Beberapa contoh acapkali ditampilkan pada anak muda muslim seperti pelukan Oppa pada beberapa muslimah, atau pernyataan pemujaan berlebih pada Oppa hingga terguncangnya rahim. Dua fakta ini terus diglorifikasi sebagai bukti ketidaksamaan antara Islam dengan Korea, karena telah merusak generasi Islam yang seharusnya dekat dengan ajaran Islam.
Resepsi terhadap gelombang Korea yang sedang mewabah di Indonesia memang bukan sesuatu yang statis dan kaku, dakwah “dehallyunisasi” adalah contoh paling tepat, di mana mereka mengklaim menolak budaya K-pop, tapi di sisi lain pendakwahnya masih memakai beberapa atribut, tanda hingga fashion yang lekat dengan budaya K-pop.
Telah terjadi negosiasi antara budaya Asia, Islam, ekonomi, trauma pada Tionghoa hingga politik Post-Islamisme dalam gelembung K-pop di Indonesia.
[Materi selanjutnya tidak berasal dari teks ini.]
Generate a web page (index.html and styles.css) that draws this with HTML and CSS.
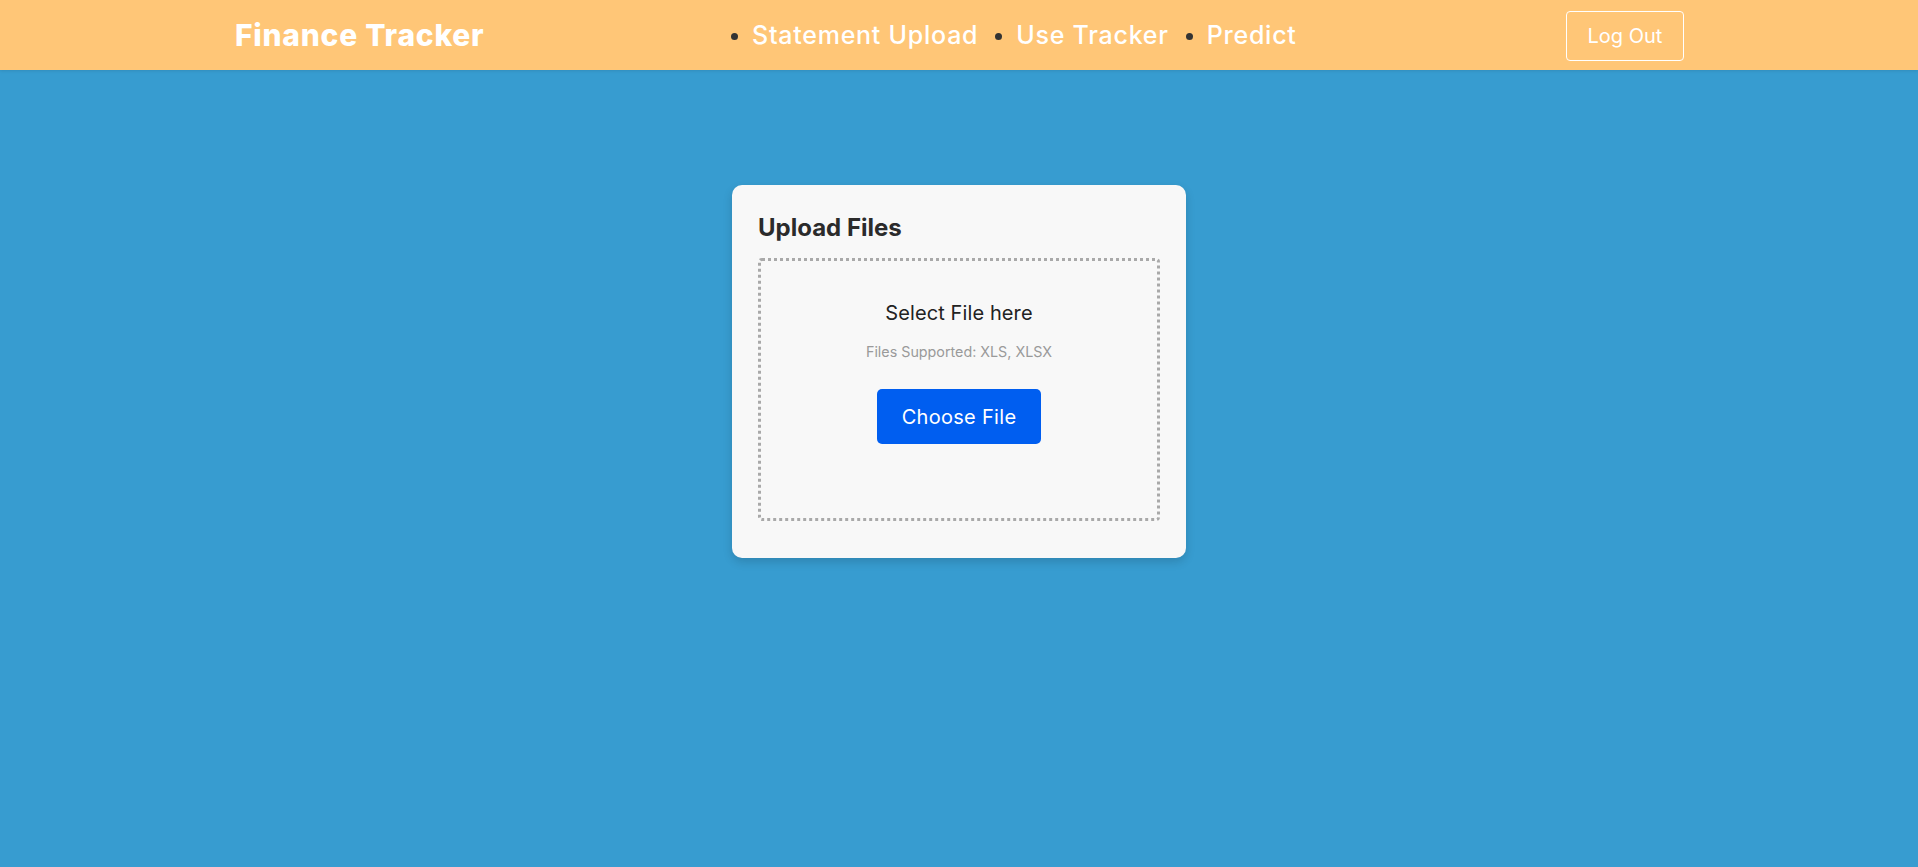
FILE: index.html
```html
<!DOCTYPE html>
<html lang="en">
<head>
<meta charset="utf-8">
<title>Finance Tracker</title>
<link rel="stylesheet" href="styles.css">
</head>
<body>
<header class="topbar">
  <div class="topbar-inner">
    <div class="brand">Finance Tracker</div>
    <ul class="nav">
      <li><a href="#">Statement Upload</a></li>
      <li><a href="#">Use Tracker</a></li>
      <li><a href="#">Predict</a></li>
    </ul>
    <div class="actions"><button class="logout">Log Out</button></div>
  </div>
</header>
<main class="main">
  <section class="card">
    <h2 class="card-title">Upload Files</h2>
    <div class="dropzone">
      <p class="drop-title">Select File here</p>
      <p class="drop-note">Files Supported: XLS, XLSX</p>
      <button class="choose">Choose File</button>
    </div>
  </section>
</main>
</body>
</html>
```
FILE: styles.css
```css
* { box-sizing: border-box; }
html, body { margin: 0; padding: 0; }
body {
  font-family: Inter, "Noto Sans", sans-serif;
  background: #379cd0;
  min-height: 867px;
}
.topbar {
  height: 70px;
  background: #ffc677;
  box-shadow: 0 1px 3px rgba(0,0,0,0.10);
}
.topbar-inner {
  width: 1450px;
  margin: 0 auto;
  height: 100%;
  display: grid;
  grid-template-columns: 497px auto 1fr;
  align-items: center;
}
.brand {
  color: #fff;
  font-weight: 800;
  font-size: 30px;
  letter-spacing: 0.75px;
  padding-left: 1px;
}
.nav {
  display: flex;
  align-items: center;
  gap: 17px;
  margin: 0;
  padding: 0;
  list-style: none;
}
.nav li {
  display: flex;
  align-items: center;
  font-size: 25px;
  font-weight: 500;
  letter-spacing: 0.75px;
}
.nav li::before {
  content: "";
  width: 7px;
  height: 7px;
  border-radius: 50%;
  background: #333;
  margin-right: 14px;
  margin-top: 2px;
}
.nav a {
  color: #fff;
  text-decoration: none;
}
.actions { display: flex; justify-content: flex-end; }
.logout {
  width: 118px;
  height: 50px;
  border: 1px solid #fff;
  border-radius: 4px;
  background: transparent;
  color: #fff;
  font-family: inherit;
  font-size: 20px;
  margin-top: 2px;
  cursor: pointer;
}
.main {
  display: flex;
  justify-content: center;
  padding-top: 115px;
}
.card {
  width: 454px;
  background: #f8f8f8;
  border-radius: 10px;
  padding: 27px 26px 37px;
  box-shadow: 0 4px 10px rgba(0,0,0,0.15);
}
.card-title {
  margin: 0 0 14px;
  font-size: 24px;
  line-height: 32px;
  font-weight: 700;
  color: #2b2b2b;
}
.dropzone {
  height: 263px;
  border: 3px dotted #a9a9a9;
  border-radius: 4px;
  display: flex;
  flex-direction: column;
  align-items: center;
  padding-top: 40px;
}
.drop-title {
  margin: 0;
  font-size: 20px;
  line-height: 24px;
  letter-spacing: 0.1px;
  color: #222;
}
.drop-note {
  margin: 18px 0 0;
  font-size: 14.3px;
  line-height: 18px;
  color: #9a9a9a;
}
.choose {
  margin-top: 28px;
  width: 164px;
  height: 55px;
  border: none;
  border-radius: 5px;
  background: #005ef0;
  color: #fff;
  font-family: inherit;
  font-size: 20px;
  letter-spacing: 0.3px;
  cursor: pointer;
}
```
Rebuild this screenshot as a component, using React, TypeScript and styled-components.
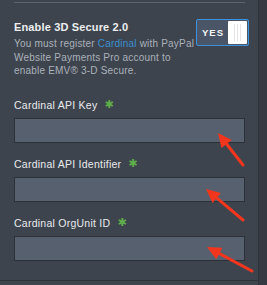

Jadi kita bisa melihat fenomena Asianisasi di masa sekarang tidak kalah kompleksitasnya dibanding dinamika transfer bintang asal Benua kuning di atas. Yang jelas, patut kita tunggu dinamika Islamisme yang turut andil membuka respon dan negosiasi baru atas budaya Korea tersebut.